Power cuts and poor harvests blamed for South Africa's worst quarter in a decade
Africa’s second biggest economy contracted 3.2 per cent in the first three months of the year
South Africa’s economy, Africa’s second biggest, contracted 3.2 per cent in the first three months of the year, the largest quarterly drop in a decade, sending the rand plunging as unplanned power cuts and poor harvests took their toll.
The rand shed 3 per cent against the greenback since Monday, after the country’s national statistics agency Statistics South Africa (StatsSA) released dismal figures that showed the main contributors to the gross domestic product contraction are manufacturing, mining and agriculture.
In an unusual move, the government’s economic analysts used more forceful language in their assessment.
“It’s a clear function of maladministration, corruption, malfeasance and all the structural decay it has bred. Sad to see the degradation,” George Glynos from ETM Analytics said on Twitter.
Much of the blame fell on the country’s troubled energy utility Eskom, which implemented rolling blackouts beginning in February, or “load shedding” as it is typically described.
A judicial hearing is currently underway that is slowly unpacking the widespread corruption at Eskom that resulted in flagging coal supplies and breakdowns in power plants. The unreliability of the state-owed utility has resulted in wide-ranging disruptions to key sectors of the economy.
“The concerning issue is the GDP contraction is across the whole value chain,” said Isaah Mhlanga, chief economist at Alexander Forbes investment group in Johannesburg. “It’s not just the result of power cuts, it’s an issue of economic mismanagement, which has meant fixed investment is not forthcoming.”
As a result of concerns regarding policy positions but also lack of confidence in the country’s leadership, the private sector was not investing in the economy, he said. “The investment sector needs a change in how the leadership of the country approaches economic management.”
Economists point to policy uncertainty, such as the debate to abolish private property amid a socialist push, and talk of ending the independence of the reserve bank as souring foreign capital on the country persists.
Private property ownership is currently protected by the country's constitution but some in the governing ANC party, as well as opposition parties want the relevant clause removed. A rollback of land ownership laws could allow the state to seize property without compensation or even wholesale nationalise land as Zimbabwe has over the last two decades.
“It’s very important to commit to policies that are investment friendly,” said Ian Cruikshanks, an independent economic analyst. “That way we’ll find the investors of the world will commit their capital to the country for growth potential.”
The GDP drop will also make it difficult to achieve a projected economic growth rate of 1.5 per cent, a target already regarded as anemic. The country is also struggling with record high unemployment of almost 30 per cent, and a youth jobless rate closer to 70 per cent, according to StatsSA.
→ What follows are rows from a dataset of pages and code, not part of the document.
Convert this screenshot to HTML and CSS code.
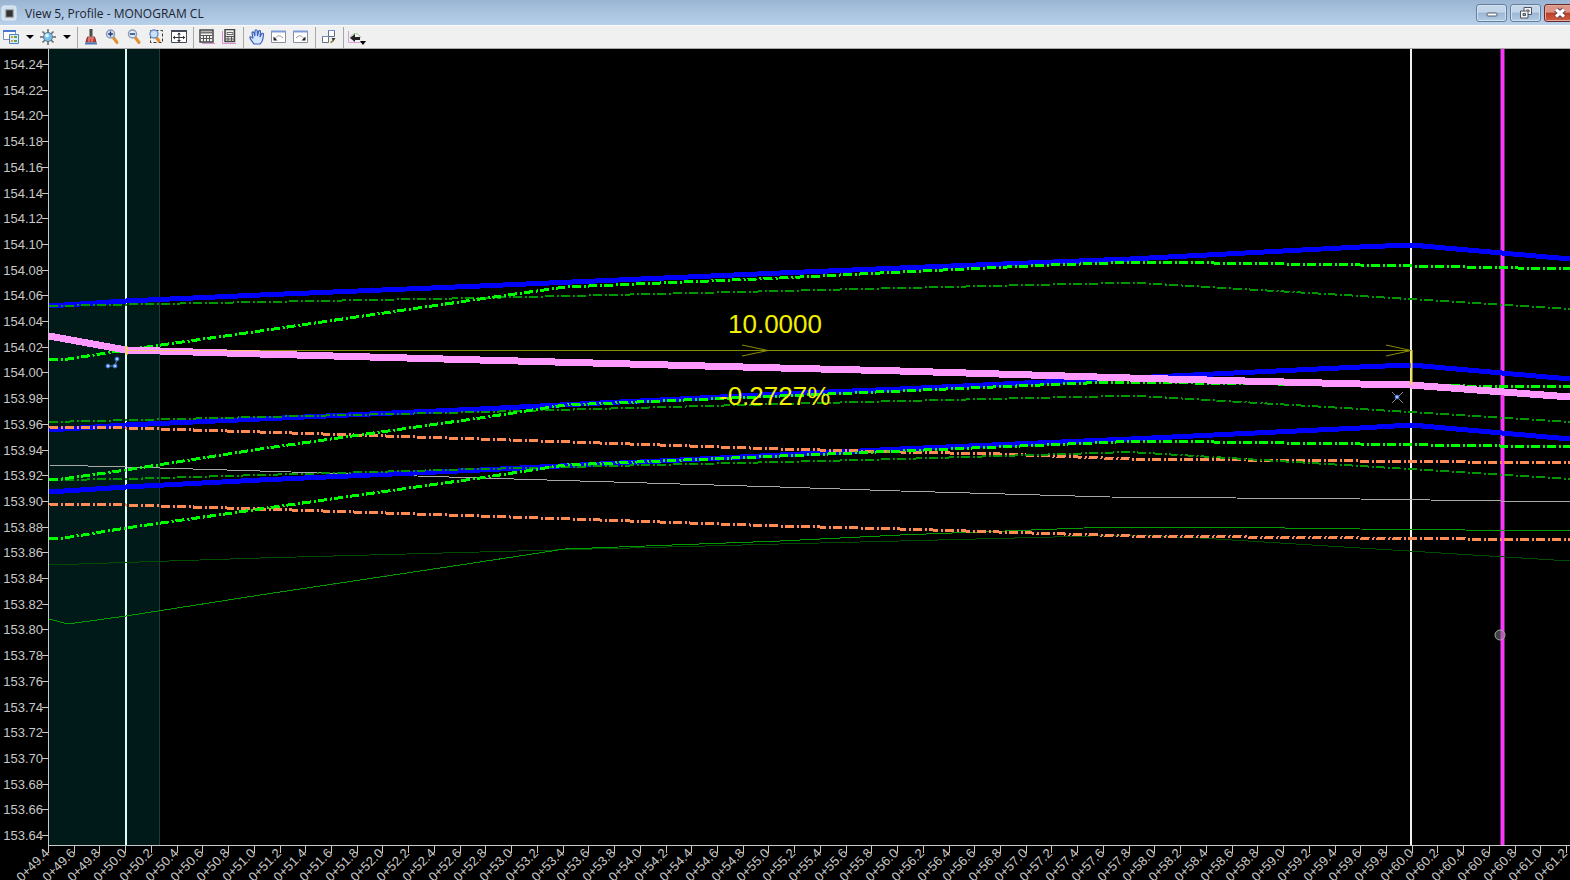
FILE: index.html
```
<!DOCTYPE html>
<html lang="en">

<head>
    <meta charset="UTF-8">
    <title>View 5, Profile - MONOGRAM CL</title>
    <link rel="stylesheet" href="styles.css">
</head>

<body>

    <header class="titlebar">
        <svg class="app-icon" viewBox="0 0 16 16">
            <rect x="1" y="1" width="14" height="14" rx="2" fill="#cfdfee" stroke="#e4edf6" />
            <rect x="5" y="5" width="7" height="7" fill="#333" stroke="#777" />
        </svg>
        <h1>View 5, Profile - MONOGRAM CL</h1>
        <div class="window-buttons">
            <button aria-label="Minimize">
                <svg viewBox="0 0 16 16"><rect x="3" y="8" width="10" height="3" rx="1" fill="#fff" stroke="#555b66" /></svg>
            </button>
            <button aria-label="Restore">
                <svg viewBox="0 0 16 16">
                    <path d="M6 2.500h7.500v7H6z" fill="#f4f4f4" stroke="#4d5560" />
                    <path d="M8.500 5h2.500v2" fill="none" stroke="#4d5560" />
                    <path d="M2.500 6h7.500v7H2.500z" fill="#f4f4f4" stroke="#4d5560" />
                    <path d="M5 8.500h2.500v2H5z" fill="#8aa8c8" stroke="#4d5560" />
                </svg>
            </button>
            <button class="close" aria-label="Close">
                <svg viewBox="0 0 16 16">
                    <path d="M4 4.500l8 7M12 4.500l-8 7" stroke="#5c4050" stroke-width="5" />
                    <path d="M4 4.500l8 7M12 4.500l-8 7" stroke="#fff" stroke-width="3" />
                </svg>
            </button>
        </div>
    </header>

    <nav class="toolbar">
        <button aria-label="View attributes">
            <svg viewBox="0 0 16 16">
                <path d="M.5 1.500h12v9H.5z" fill="#fff" stroke="#7d8fb3" />
                <path d="M0 1h13v2H0z" fill="#4a78d0" />
                <path d="M6.500 5.500h9v9h-9z" fill="#dcecff" stroke="#4a82cc" />
                <path d="M8 7h2v2H8zM8 11h2v2H8z" fill="#e89a20" />
                <path d="M11 8h3M11 12h3" stroke="#58a848" stroke-width="2" />
            </svg>
        </button>
        <button class="drop" aria-label="View attributes list"><svg viewBox="0 0 8 8"><path d="M0 2h8L4 6z" /></svg></button>
        <button aria-label="Display style">
            <svg viewBox="0 0 16 16">
                <path d="M8 0v16M0 8h16M2.500 2.500l11 11M13.500 2.500l-11 11" stroke="#666" stroke-width="1.500" />
                <circle cx="8" cy="8" r="4.500" fill="#79bfe6" stroke="#557c99" />
                <circle cx="7" cy="6.500" r="2" fill="#d9f4ff" />
            </svg>
        </button>
        <button class="drop" aria-label="Display style list"><svg viewBox="0 0 8 8"><path d="M0 2h8L4 6z" /></svg></button>
        <span class="sep"></span>
        <button aria-label="Update view">
            <svg viewBox="0 0 16 16">
                <path d="M7 0h2v7H7z" fill="#555" stroke="#444" />
                <path d="M4.500 8h7l1.500 5H3z" fill="#d04038" stroke="#7c3030" />
                <path d="M5 9h6M6 10v3M9 10v3" stroke="#f0a8a0" />
                <path d="M2 14.500h12" stroke="#4a79b8" stroke-width="2" />
            </svg>
        </button>
        <button aria-label="Zoom in">
            <svg viewBox="0 0 16 16">
                <path d="M8 8l4 5.500" stroke="#e09030" stroke-width="3" stroke-linecap="round" />
                <circle cx="5.500" cy="5" r="4" fill="#dcebfa" stroke="#8c9cb4" stroke-width="1.500" />
                <path d="M3 5h5M5.500 2.500v5" stroke="#243c78" stroke-width="1.500" />
            </svg>
        </button>
        <button aria-label="Zoom out">
            <svg viewBox="0 0 16 16">
                <path d="M8 8l4 5.500" stroke="#e09030" stroke-width="3" stroke-linecap="round" />
                <circle cx="5.500" cy="5" r="4" fill="#dcebfa" stroke="#8c9cb4" stroke-width="1.500" />
                <path d="M3 5h5" stroke="#243c78" stroke-width="1.500" />
            </svg>
        </button>
        <button aria-label="Window area">
            <svg viewBox="0 0 16 16">
                <path d="M1.500 1.500h12v12h-12z" fill="none" stroke="#333" stroke-dasharray="3 2" />
                <path d="M7 8l3 4" stroke="#e09030" stroke-width="3" stroke-linecap="round" />
                <circle cx="5" cy="5" r="4" fill="#c9e0f8" stroke="#6d94c8" stroke-width="1.500" />
            </svg>
        </button>
        <button aria-label="Fit view">
            <svg viewBox="0 0 16 16">
                <path d="M.5 1.500h15v12H.5z" fill="#fff" stroke="#444b58" />
                <path d="M0 2h16" stroke="#444b58" stroke-width="2" />
                <path d="M8 4v9M2 8.500h12" stroke="#333" />
                <path d="M6 5.500L8 3.500l2 2zM6 11l2 2 2-2zM4 6.500L2 8.500l2 2zM12 6.500l2 2-2 2z" fill="#333" />
            </svg>
        </button>
        <span class="sep"></span>
        <button aria-label="Vertical grid">
            <svg viewBox="0 0 16 16">
                <path d="M3 14.500h13" stroke="#d890d0" />
                <path d="M1 1h13v12H1z" fill="#f2f2f2" stroke="#444" stroke-width="1.500" />
                <path d="M2 3.500h11" stroke="#777" stroke-width="2" />
                <path d="M2 6.500h11M2 9.500h11M4.500 6v7M7.500 6v7M10.500 6v7" stroke="#555" />
            </svg>
        </button>
        <button aria-label="Exaggeration">
            <svg viewBox="0 0 16 16">
                <path d="M1.500 2v12.500H15" fill="none" stroke="#d890d0" />
                <path d="M4 .5h9.500v12H4z" fill="#eee" stroke="#444" stroke-width="1.500" />
                <path d="M6 3.500h6v2H6z" fill="#fff" stroke="#666" />
                <path d="M4 7.500h9M4 10h9M7 7v6M10.500 7v6" stroke="#555" />
            </svg>
        </button>
        <span class="sep"></span>
        <button aria-label="Pan view">
            <svg viewBox="0 0 16 16">
                <path d="M5 15C3.500 12.500 1.500 11 1 9s1.500-1.500 3 .5L3 4c0-1.600 1.700-1.600 2 0l.8 3L6 2c.1-1.700 2-1.700 2.200 0l.3 5 1-4.500c.4-1.500 2.100-1 2 .5L11 8l1.500-3c.8-1.300 2.300-.6 2 1-.6 3-.5 4.500-1.500 6.500l-2 2.500z" fill="#d5e4ff" stroke="#3d62b8" stroke-width="1.200" />
            </svg>
        </button>
        <button aria-label="View previous">
            <svg viewBox="0 0 16 16">
                <path d="M.5 2.500h14v11H.5z" fill="#fff" stroke="#8890a0" />
                <path d="M0 2.500h15" stroke="#7c9cd8" stroke-width="2" />
                <path d="M4 10c2-4 5-4 8-1" fill="none" stroke="#999" />
                <path d="M2.500 7.500v4h4z" fill="#222" />
            </svg>
        </button>
        <button aria-label="View next">
            <svg viewBox="0 0 16 16">
                <path d="M.5 2.500h14v11H.5z" fill="#fff" stroke="#8890a0" />
                <path d="M0 2.500h15" stroke="#7c9cd8" stroke-width="2" />
                <path d="M11 10c-2-4-5-4-8-1" fill="none" stroke="#999" />
                <path d="M12.500 7.500v4h-4z" fill="#222" />
            </svg>
        </button>
        <span class="sep"></span>
        <button aria-label="Copy view">
            <svg viewBox="0 0 16 16">
                <path d="M7.500 1.500h6v6h-6zM1.500 7.500h6v6h-6z" fill="#fff" stroke="#666e80" />
                <path d="M7 1.500h7M1 7.500h7" stroke="#6f8fc8" />
                <path d="M12.500 9c0 3-1 4-3 4.500" fill="none" stroke="#8a7830" stroke-width="1.500" />
                <path d="M10.500 9h4l-2 3z" fill="#333" />
            </svg>
        </button>
        <span class="sep"></span>
        <button class="wide" aria-label="Profile tools">
            <svg viewBox="0 0 20 16">
                <path d="M1.500 2v11.500H15" fill="none" stroke="#dc9cd8" />
                <path d="M3 9c3-6 8-6 11 0" fill="none" stroke="#9cc89c" />
                <path d="M3 9l5-4v3h5v3H8v2z" fill="#222" />
                <path d="M13 12h6l-3 4z" fill="#000" />
            </svg>
        </button>
    </nav>

    <main>
        <svg class="profile" viewBox="0 49 1570 831">
            <rect class="shade" x="49" y="49" width="111" height="796" />
            <path class="shade-edge" d="M159.500 49V845" />

            <path class="station-line left" d="M126 49V845" />
            <path class="station-line" d="M1411 49V845" />
            <path class="cursor-halo" d="M1502.500 49V845" />
            <path class="cursor-line" d="M1502.500 49V845" />

            <g class="axes"></g>

            <!-- thin lines -->
            <polyline class="ground-dark" points="49,565 260,558 480,552 780,544 900,541 1130,535 1200,538 1360,548 1570,561" />
            <polyline class="ground" points="49,619 68,624 126,616 260,595 480,562 565,549 780,541 900,535 1110,527 1210,527 1360,529 1570,531" />
            <polyline class="existing" points="49,465 126,467 260,471 480,478 780,487 900,491 1110,497 1360,499 1570,502" />

            <!-- design lines -->
            <polyline class="blue" points="49,306 126,301 260,295 480,286 780,273 900,268 1130,259 1360,247 1411,245 1570,259" />
            <polyline class="blue" points="49,430 126,425 260,419 480,409 780,394 900,389 1130,378 1360,367 1411,365 1570,379" />
            <polyline class="blue" points="49,492 126,487 260,480 480,470 780,455 900,449 1130,439 1360,428 1411,425 1570,439" />

            <polyline class="dash orange" points="49,427 126,428 260,432 480,439 780,449 900,452 1000,454 1130,459 1360,461 1570,463" />
            <polyline class="dash orange" points="49,504 126,505 260,509 480,516 780,526 900,529 1130,536 1360,538 1570,540" />

            <polyline class="dash green-dark" points="49,306 260,302 480,298 780,291 900,288 1120,283 1140,283 1360,296 1570,309" />
            <polyline class="dash green-dark" points="49,422 260,417 480,412 780,404 900,401 1120,396 1140,396 1360,409 1570,422" />
            <polyline class="dash green-dark" points="49,480 126,479 260,475 480,469 780,462 900,459 1130,452 1360,466 1570,479" />

            <polyline class="dash green" points="49,359 62,360 126,350 260,331 480,299 565,287 780,278 900,272 1050,265 1140,262 1360,265 1570,269" />
            <polyline class="dash green" points="49,480 62,479 126,470 260,449 480,418 565,405 780,396 900,391 1110,382 1360,385 1570,387" />
            <polyline class="dash green" points="49,538 58,539 126,528 260,509 480,478 565,465 780,456 900,451 1140,441 1360,444 1570,447" />

            <polyline class="centreline" points="49,336 126,350 260,354 480,360 780,368 900,371 1130,378 1360,384 1411,385 1570,397" />

            <!-- slope dimension -->
            <path class="dim-bright" d="M1411.500 350V385M126.500 346V355" />
            <path class="dim-over" d="M126 350.500H260" />
            <path class="dim" d="M260 350.500H1411M742 345L768 350.500L742 356M1386 345L1411 350.500L1386 356" />
            <text class="dim-text" x="728" y="333">10.0000</text>
            <text class="dim-text" x="719" y="405">-0.2727%</text>

            <!-- handles -->
            <path class="handle-line" d="M108 366L115 366L117 359M1392 392L1403 403M1403 392L1392 403" />
            <g class="handle">
                <circle cx="108" cy="366" r="2" />
                <circle cx="115" cy="366" r="2" />
                <circle cx="117" cy="359" r="2" />
                <circle cx="1397" cy="397" r="2" />
            </g>
            <circle class="snap" cx="1500" cy="635" r="5" />
        </svg>
    </main>

    <script src="script.js"></script>
</body>

</html>
```
FILE: styles.css
```
body {
    margin: 0;
    background-color: #000;
    font-family: "Open Sans", sans-serif;
    overflow: hidden;
}

button {
    padding: 0;
    border: none;
    background: none;
    display: flex;
    align-items: center;
    justify-content: center;
}

.titlebar {
    display: flex;
    align-items: center;
    height: 25px;
    background: linear-gradient(#9ab5d3, #b8d0ea);
}

.app-icon {
    width: 16px;
    height: 16px;
    margin: 0 8px 0 1px;
}

h1 {
    margin: 0;
    flex: 1;
    color: #1c2430;
    font-size: 12px;
    font-weight: normal;
    line-height: 24px;
    padding-top: 3px;
}

.window-buttons {
    display: flex;
    gap: 3px;
    margin-right: -5px;
}

.window-buttons button {
    box-sizing: border-box;
    width: 31px;
    height: 18px;
    border: 1px solid #667f9e;
    border-radius: 3px;
    background: linear-gradient(#c3d5e8 45%, #9ab6d3 50%, #b4cce4);
    box-shadow: inset 0 0 0 1px #d3e1ef;
}

.window-buttons .close {
    border-color: #6b2a2a;
    background: linear-gradient(#dc9686 45%, #bc3c24 50%, #cc6044);
    box-shadow: inset 0 0 0 1px #e4aa9e;
}

.window-buttons svg {
    width: 16px;
    height: 16px;
}

.toolbar {
    box-sizing: border-box;
    display: flex;
    align-items: center;
    height: 24px;
    background-color: #f0f0f0;
    border-top: 1px solid #fafafa;
    border-bottom: 1px solid #a8a8a8;
}

.toolbar button {
    width: 22px;
    height: 22px;
}

.toolbar svg {
    width: 16px;
    height: 16px;
}

.toolbar .drop {
    width: 15px;
}

.toolbar .drop svg {
    width: 8px;
    height: 8px;
}

.toolbar .wide svg {
    width: 20px;
}

.sep {
    width: 1px;
    height: 21px;
    margin: 0 2px 0 3px;
    background-color: #a8a8a8;
}

.profile {
    display: block;
    width: 100%;
    font-family: "Liberation Sans", Arial, sans-serif;
}

.profile path,
.profile polyline {
    fill: none;
}

.profile polyline {
    shape-rendering: crispEdges;
}

.shade {
    fill: #001919;
}

.shade-edge {
    stroke: #213939;
}

.station-line {
    stroke: #f0f0f0;
    stroke-width: 2;
}

.station-line.left {
    stroke: #d8fff8;
}

.cursor-halo {
    stroke: #6a2a6a;
    stroke-width: 5;
}

.cursor-line {
    stroke: #ff33ff;
    stroke-width: 3;
}

.axes path {
    stroke: #c8c8c8;
}

.axes text {
    fill: #c8c8c8;
    font-size: 13px;
    text-anchor: end;
}

.ground-dark {
    stroke: #004c00;
}

.ground {
    stroke: #009c00;
}

.existing {
    stroke: #a8a8a8;
}

.blue {
    stroke: #0000ff;
    stroke-width: 5;
}

.dash {
    stroke-width: 3;
    stroke-dasharray: 9 3 2 2;
}

.orange {
    stroke: #ff8c55;
}

.green {
    stroke: #00ff00;
}

.green-dark {
    stroke: #009900;
    stroke-width: 2;
}

.centreline {
    stroke: #ff99ff;
    stroke-width: 7;
}

.dim {
    stroke: #8c8c00;
}

.dim-over {
    stroke: #ffc070;
}

.dim-bright {
    stroke: #f0e040;
    stroke-width: 2;
}

.dim-text {
    fill: #f0f000;
    font-size: 26px;
}

.handle-line {
    stroke: #888;
}

.handle {
    fill: #a8d0ff;
    stroke: #2a60d0;
}

.snap {
    fill: #808080;
    fill-opacity: 0.5;
    stroke: #a8a8a8;
    stroke-width: 1;
}
```
FILE: script.js
```
const axes = document.querySelector(".axes");

// distance between ticks
const stepX = 25.73;
const stepY = 25.7;

function addLine(d) {
    const line = document.createElementNS("http://www.w3.org/2000/svg", "path");
    line.setAttribute("d", d);
    axes.appendChild(line);
}

function addText(label, x, y, angle) {
    const text = document.createElementNS("http://www.w3.org/2000/svg", "text");
    text.textContent = label;
    text.setAttribute("transform", `translate(${x} ${y}) rotate(${angle})`);
    axes.appendChild(text);
}

addLine("M48.5 49V845.5H1570");

// elevations
for (let i = 0; i <= 30; i++) {
    const y = Math.round(64 + i * stepY);
    addLine(`M42 ${y + 0.5}H49`);
    addText((154.24 - i * 0.02).toFixed(2), 43, y + 5, 0);
}

// stations
for (let i = 0; i <= 59; i++) {
    const x = Math.round(48 + i * stepX);
    addLine(`M${x + 0.5} 845V853`);
    addText("0+" + (49.4 + i * 0.2).toFixed(1), x + 2, 854, -45);
}
```
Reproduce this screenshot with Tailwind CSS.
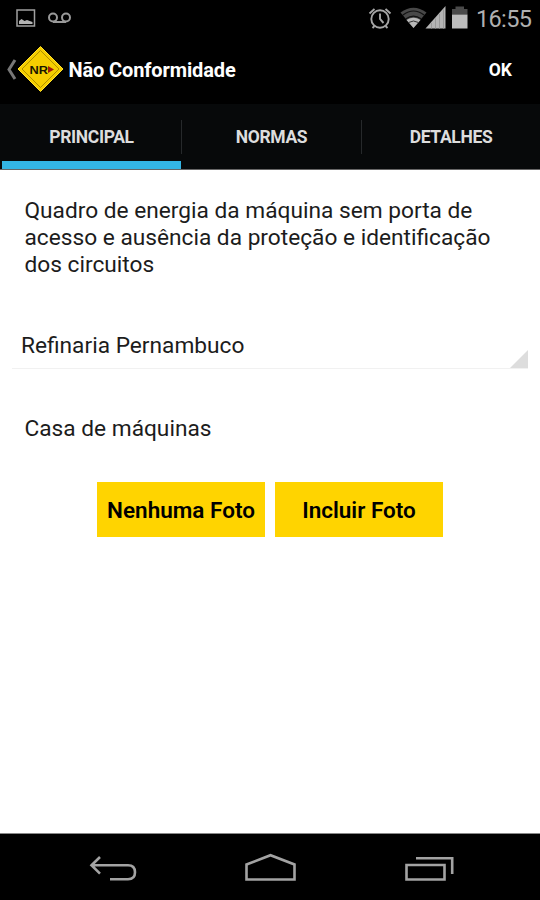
<!DOCTYPE html>
<html lang="pt-BR">
<head>
    <meta charset="UTF-8">
    <meta name="viewport" content="width=device-width, initial-scale=1.0">
    <title>Não Conformidade</title>
    <script src="https://cdn.jsdelivr.net/npm/@tailwindcss/browser@4"></script>
</head>
<body class="bg-white font-['Roboto',sans-serif] text-black">
<div class="flex flex-col w-[540px] h-[900px] overflow-hidden">

    <!-- Status bar -->
    <div class="flex justify-between h-9 bg-black">
        <svg class="w-20 h-9" viewBox="0 0 80 36" fill="none">
            <rect x="17" y="10" width="17.500" height="16" stroke="#a0a0a0" stroke-width="1.500"/>
            <path d="M19 24v-3l2.500-2 3 2 2.500-1 5.500 2v2z" fill="#b4b4b4"/>
            <g stroke="#999" stroke-width="2">
                <circle cx="53" cy="17.500" r="4"/>
                <circle cx="66" cy="17.500" r="4"/>
                <path d="M53 22h13"/>
            </g>
        </svg>
        <div class="flex">
            <svg class="w-[110px] h-9" viewBox="362 0 110 36" fill="none">
                <!-- Alarm -->
                <g stroke="#a6a6a6" stroke-width="1.900">
                    <circle cx="380" cy="19" r="8.700"/>
                    <path d="M380 13.500v5.500l3.500 4M369.500 13.500l5-4.500M390.500 13.500l-5-4.500M374.500 26l-2 2M385.500 26l2 2"/>
                </g>
                <!-- Wifi -->
                <path d="M400.500 12.500Q413.500 3 426.500 12.500L413.500 28z" fill="#484848"/>
                <path d="M403 15q10.500-8 21 0M406 18.800q7.500-5.500 15 0" stroke="#111" stroke-width="1.200"/>
                <path d="M406.500 20q7-4.500 14 0L413.500 28z" fill="#b8b8b8"/>
                <path d="M408.500 22.500q5-3 10 0" stroke="#333" stroke-width="1"/>
                <!-- Signal -->
                <path d="M425.500 28.500L445.500 6v22.500z" fill="#b4b4b4"/>
                <path d="M431.500 23v5.500M435.500 18.500v10M439.500 14v14.500M443.500 9.500v19" stroke="#999" stroke-width="1"/>
                <!-- Battery -->
                <path d="M452 14.500V9h3.500V6.500h8.500V9h3.500v5.500z" fill="#4a4a4a"/>
                <path d="M452 14.500h15.500v14H452z" fill="#bcbcbc"/>
            </svg>
            <span class="w-[68px] pl-[4px] pt-px text-[23.500px] leading-9 tracking-[-0.650px] whitespace-nowrap text-[#b0b0b0]">16:55</span>
        </div>
    </div>

    <!-- Action bar -->
    <header class="flex items-center h-[68px] bg-black text-white">
        <svg class="w-[66px] h-[68px]" viewBox="0 36 66 68" fill="none">
            <path d="M15 60l-6 9.500 6 9.500" stroke="#777" stroke-width="3"/>
            <path d="M40.500 46.500L63 69 40.500 91.500 18 69z" fill="#f5ce00" stroke="#ffe02a" stroke-width="1"/>
            <path d="M40.500 50.500L59 69 40.500 87.500 22 69z" stroke="#9a8000" stroke-width=".8"/>
            <text x="29.500" y="73.500" font-family="Liberation Sans, sans-serif" font-size="11.500" font-weight="700" textLength="18.500" lengthAdjust="spacingAndGlyphs" fill="#1a1700">NR</text>
            <path d="M48 66l6 3.500-6 3.500z" fill="#a31c08"/>
        </svg>
        <h1 class="flex-1 pl-[2.500px] text-[20px] font-bold tracking-[-0.120px]">Não Conformidade</h1>
        <button class="pr-7 text-[17.500px] font-bold">OK</button>
    </header>

    <!-- Tabs -->
    <nav class="grid grid-cols-[181px_181px_178px] h-[66px] bg-[#07090a] border-b border-[#666] text-[17.500px] font-bold tracking-[-0.350px] text-[#ddd]">
        <button class="border-b-8 border-[#33b5e5] ml-[2px] pt-[9px]">PRINCIPAL</button>
        <button class="flex items-center justify-center h-[34px] mt-4 pt-px border-x border-[#26292b]">NORMAS</button>
        <button class="flex items-center justify-center h-[34px] mt-4 pt-px">DETALHES</button>
    </nav>

    <!-- Form -->
    <main class="flex-1 text-[22.700px] leading-[27px] text-[#1c1c1c]">
        <p class="pl-[24.500px] pt-[27px] w-[510px]">Quadro de energia da máquina sem porta de acesso e ausência da proteção e identificação dos circuitos</p>

        <div class="flex items-end justify-between mt-[53px] ml-3 mr-[12px] h-[38px] border-b border-[#f1f1f1]">
            <span class="pl-[9px] pb-[9px]">Refinaria Pernambuco</span>
            <svg class="w-[18px] h-[18px]" viewBox="0 0 18 18"><path d="M18 0v18H0z" fill="#ddd"/></svg>
        </div>

        <p class="pl-[24.500px] mt-[46px]">Casa de máquinas</p>

        <div class="flex justify-center gap-[10px] mt-10 text-black text-[22.500px] font-semibold">
            <button class="w-[168px] h-[55px] pt-px bg-[#ffd400]">Nenhuma Foto</button>
            <button class="w-[168px] h-[55px] pt-px bg-[#ffd400]">Incluir Foto</button>
        </div>
    </main>

    <!-- Navigation bar -->
    <footer class="h-[67px] bg-black border-t border-[#888]">
        <svg class="w-full h-[66px]" viewBox="0 834 540 66" fill="none" stroke="#a3a3a3" stroke-width="2.600">
            <path d="M100 857l-8.500 8.300 8.500 8.300M91.500 865.300h36.500q7 0 7 7t-7 7h-18"/>
            <path d="M246.500 864.500l24-9.300 24 9.300v15h-48z"/>
            <path d="M406.500 865h38v14.500h-38zM416 858.300h36.200V874"/>
        </svg>
    </footer>
</div>
</body>
</html>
The government of president Cyril Ramaphosa needs a higher growth rate if the unemployment rate is to come down. He has been trying to lure international investment though a series of road shows, and distancing his administration from the radical policies pursued by his predecessor Jacob Zuma. However, Mr Ramaphosa’s sales pitch of a business-friendly South Africa is taking time to convince skeptics.
“The problem is these things take a really long time to unwind,” says Vusi Thembekwayo, a Johannesburg business entrepreneur. “Once people start sitting on money and not putting it into the supply chain, it takes a really long time for them to start investing back into the market.”
There may be some relief in next quarter’s figures. Part of the GDP decline was attributed to a poor grain harvest in summer rainfall areas. However, good rains in the Western Cape during the winter growing season will improve agriculture’s performance considerably in the next set of figures. A boost in GDP will also help the country escape a recession, which requires a decline in two successive quarters.
“Second quarter GDP will show a significant bounce simply because of the low base set by the terrible first quarter figures,” said Wayne McCurrie, head of wealth and investments at First National Bank in Johannesburg. “So, no technical recession.”